• Data entries:
• • • • •

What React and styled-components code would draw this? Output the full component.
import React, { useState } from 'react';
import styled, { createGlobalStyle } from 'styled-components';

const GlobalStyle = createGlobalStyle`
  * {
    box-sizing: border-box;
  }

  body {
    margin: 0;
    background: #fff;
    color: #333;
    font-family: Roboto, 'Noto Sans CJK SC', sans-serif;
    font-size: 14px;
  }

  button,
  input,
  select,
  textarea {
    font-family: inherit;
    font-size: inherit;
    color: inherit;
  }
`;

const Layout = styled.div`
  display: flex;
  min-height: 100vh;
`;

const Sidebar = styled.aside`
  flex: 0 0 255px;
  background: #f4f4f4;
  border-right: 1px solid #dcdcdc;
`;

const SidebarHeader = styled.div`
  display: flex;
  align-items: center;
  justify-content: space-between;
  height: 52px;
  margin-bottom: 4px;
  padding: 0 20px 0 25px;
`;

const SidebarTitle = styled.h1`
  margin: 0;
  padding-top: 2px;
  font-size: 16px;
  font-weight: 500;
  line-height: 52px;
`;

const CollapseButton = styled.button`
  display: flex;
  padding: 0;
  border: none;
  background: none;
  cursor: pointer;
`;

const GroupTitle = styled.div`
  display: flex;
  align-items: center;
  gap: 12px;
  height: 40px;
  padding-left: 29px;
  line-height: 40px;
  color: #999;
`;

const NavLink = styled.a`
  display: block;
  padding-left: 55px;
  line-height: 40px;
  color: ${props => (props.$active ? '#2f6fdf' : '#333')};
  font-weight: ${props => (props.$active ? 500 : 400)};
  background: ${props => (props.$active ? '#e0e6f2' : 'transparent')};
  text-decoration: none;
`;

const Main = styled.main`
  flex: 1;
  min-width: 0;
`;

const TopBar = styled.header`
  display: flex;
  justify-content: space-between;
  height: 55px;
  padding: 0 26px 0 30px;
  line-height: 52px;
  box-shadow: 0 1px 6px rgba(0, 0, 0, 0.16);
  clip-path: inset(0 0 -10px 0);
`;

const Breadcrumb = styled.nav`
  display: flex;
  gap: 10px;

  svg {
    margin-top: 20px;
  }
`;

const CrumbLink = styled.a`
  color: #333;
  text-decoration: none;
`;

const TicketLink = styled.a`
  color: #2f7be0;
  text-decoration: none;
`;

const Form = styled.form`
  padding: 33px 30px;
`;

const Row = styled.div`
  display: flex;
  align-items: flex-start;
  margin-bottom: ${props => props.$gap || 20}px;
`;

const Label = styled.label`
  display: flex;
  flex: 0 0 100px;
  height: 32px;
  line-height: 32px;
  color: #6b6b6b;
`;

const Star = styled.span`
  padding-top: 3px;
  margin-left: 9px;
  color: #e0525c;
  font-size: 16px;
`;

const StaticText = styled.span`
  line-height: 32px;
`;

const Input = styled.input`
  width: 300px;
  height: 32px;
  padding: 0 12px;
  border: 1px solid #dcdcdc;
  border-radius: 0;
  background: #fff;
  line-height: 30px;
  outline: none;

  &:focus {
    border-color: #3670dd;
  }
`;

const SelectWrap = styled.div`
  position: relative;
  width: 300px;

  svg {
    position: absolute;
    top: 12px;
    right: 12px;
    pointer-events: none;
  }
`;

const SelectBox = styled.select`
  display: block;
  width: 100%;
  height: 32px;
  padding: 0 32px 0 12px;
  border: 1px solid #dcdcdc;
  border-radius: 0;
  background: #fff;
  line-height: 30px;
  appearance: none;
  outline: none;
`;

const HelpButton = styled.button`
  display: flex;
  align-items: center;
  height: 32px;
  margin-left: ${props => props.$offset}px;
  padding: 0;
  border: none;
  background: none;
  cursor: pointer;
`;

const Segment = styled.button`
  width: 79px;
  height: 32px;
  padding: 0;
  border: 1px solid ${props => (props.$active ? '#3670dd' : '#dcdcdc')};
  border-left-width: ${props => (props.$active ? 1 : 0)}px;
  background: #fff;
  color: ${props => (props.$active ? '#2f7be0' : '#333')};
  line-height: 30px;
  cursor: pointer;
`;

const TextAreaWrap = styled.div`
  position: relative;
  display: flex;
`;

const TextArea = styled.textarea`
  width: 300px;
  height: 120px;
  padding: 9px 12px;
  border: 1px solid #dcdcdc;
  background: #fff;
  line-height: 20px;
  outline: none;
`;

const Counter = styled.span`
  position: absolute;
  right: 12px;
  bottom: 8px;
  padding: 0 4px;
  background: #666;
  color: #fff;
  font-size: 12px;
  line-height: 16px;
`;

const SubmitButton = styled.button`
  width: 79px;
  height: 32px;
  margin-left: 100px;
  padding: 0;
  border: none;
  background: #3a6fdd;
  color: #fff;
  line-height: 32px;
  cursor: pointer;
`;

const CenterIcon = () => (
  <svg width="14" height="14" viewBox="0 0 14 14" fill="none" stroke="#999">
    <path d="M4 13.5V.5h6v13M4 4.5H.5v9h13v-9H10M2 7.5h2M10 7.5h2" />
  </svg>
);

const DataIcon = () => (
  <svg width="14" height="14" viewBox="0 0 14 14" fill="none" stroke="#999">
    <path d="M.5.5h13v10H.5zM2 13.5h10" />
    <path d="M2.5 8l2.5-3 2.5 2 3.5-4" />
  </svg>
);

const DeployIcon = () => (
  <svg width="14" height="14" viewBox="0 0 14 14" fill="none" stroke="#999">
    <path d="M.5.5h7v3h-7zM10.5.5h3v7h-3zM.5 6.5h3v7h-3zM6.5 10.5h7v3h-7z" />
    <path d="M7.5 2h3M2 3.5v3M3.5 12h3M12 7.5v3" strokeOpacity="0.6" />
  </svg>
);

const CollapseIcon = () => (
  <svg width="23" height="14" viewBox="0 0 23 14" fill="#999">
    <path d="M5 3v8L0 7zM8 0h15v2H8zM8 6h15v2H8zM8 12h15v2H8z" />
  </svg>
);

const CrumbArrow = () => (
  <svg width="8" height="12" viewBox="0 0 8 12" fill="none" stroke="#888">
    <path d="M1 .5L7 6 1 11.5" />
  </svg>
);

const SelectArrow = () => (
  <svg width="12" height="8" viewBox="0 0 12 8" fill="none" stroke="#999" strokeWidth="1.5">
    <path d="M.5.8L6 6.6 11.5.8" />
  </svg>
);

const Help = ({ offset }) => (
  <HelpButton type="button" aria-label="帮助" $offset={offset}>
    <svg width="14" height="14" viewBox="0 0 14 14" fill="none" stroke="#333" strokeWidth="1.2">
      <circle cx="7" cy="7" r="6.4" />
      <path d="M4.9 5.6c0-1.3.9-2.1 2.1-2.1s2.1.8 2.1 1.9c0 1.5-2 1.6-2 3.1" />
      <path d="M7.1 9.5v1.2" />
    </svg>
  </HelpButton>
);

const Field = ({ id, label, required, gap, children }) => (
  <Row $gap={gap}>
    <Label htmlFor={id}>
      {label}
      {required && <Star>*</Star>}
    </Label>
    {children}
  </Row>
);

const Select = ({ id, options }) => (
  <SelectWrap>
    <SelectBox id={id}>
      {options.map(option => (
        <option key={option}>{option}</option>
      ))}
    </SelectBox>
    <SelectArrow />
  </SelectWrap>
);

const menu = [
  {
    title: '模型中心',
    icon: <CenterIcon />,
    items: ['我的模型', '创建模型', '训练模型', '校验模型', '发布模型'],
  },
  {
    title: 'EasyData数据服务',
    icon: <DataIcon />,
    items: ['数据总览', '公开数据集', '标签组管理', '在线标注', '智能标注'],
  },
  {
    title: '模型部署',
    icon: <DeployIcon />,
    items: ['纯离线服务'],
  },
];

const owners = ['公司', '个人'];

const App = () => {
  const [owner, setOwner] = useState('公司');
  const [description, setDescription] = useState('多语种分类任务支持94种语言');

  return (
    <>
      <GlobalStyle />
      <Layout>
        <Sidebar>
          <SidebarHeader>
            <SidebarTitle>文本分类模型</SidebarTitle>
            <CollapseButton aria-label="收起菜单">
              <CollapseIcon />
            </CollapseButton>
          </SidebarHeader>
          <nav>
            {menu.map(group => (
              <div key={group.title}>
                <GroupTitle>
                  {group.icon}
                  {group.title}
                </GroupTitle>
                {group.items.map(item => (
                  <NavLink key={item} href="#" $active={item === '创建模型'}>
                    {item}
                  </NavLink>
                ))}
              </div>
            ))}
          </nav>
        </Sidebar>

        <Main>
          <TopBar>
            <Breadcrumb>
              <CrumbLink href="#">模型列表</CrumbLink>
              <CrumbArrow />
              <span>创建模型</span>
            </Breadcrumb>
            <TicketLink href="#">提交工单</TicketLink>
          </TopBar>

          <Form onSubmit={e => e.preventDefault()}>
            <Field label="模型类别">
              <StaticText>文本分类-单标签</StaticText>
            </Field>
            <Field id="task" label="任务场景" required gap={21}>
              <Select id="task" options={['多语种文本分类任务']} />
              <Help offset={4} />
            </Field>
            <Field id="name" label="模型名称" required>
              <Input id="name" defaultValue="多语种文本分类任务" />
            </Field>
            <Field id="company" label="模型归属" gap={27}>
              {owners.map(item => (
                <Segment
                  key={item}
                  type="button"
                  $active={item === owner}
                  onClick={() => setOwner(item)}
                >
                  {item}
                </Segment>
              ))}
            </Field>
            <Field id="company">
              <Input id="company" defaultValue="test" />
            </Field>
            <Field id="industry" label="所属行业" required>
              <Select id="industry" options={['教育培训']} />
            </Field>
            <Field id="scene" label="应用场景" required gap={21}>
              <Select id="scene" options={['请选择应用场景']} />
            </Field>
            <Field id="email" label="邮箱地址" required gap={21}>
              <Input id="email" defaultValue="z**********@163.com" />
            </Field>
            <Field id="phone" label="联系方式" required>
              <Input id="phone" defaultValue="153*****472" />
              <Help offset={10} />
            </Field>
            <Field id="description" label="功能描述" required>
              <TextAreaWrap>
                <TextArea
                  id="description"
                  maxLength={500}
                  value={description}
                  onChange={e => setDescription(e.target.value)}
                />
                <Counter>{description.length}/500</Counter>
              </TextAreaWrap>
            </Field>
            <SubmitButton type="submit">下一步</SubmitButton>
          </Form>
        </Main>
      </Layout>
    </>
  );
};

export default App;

• • • • •

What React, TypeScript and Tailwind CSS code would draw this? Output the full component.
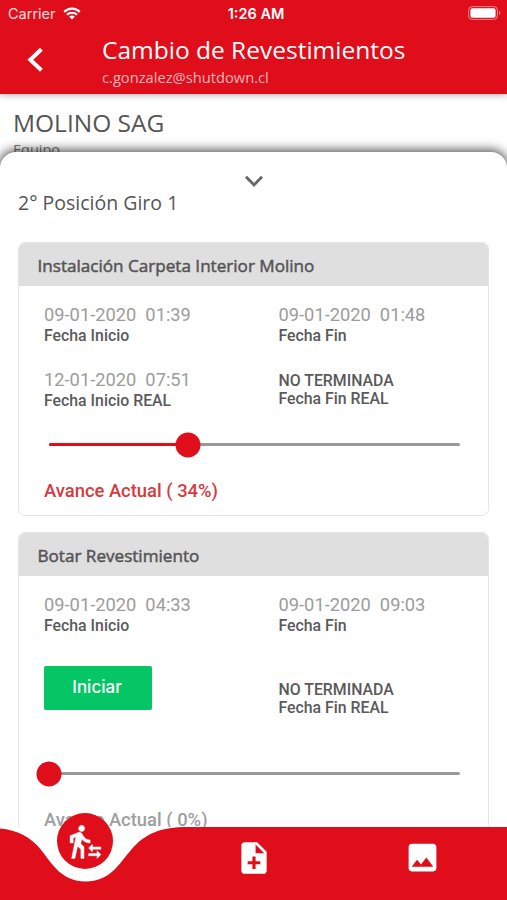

• • • • •

• Task prompt: Look through the material and copy each line that has "would".

• Correct response:
What React and styled-components code would draw this? Output the full component.
What React, TypeScript and Tailwind CSS code would draw this? Output the full component.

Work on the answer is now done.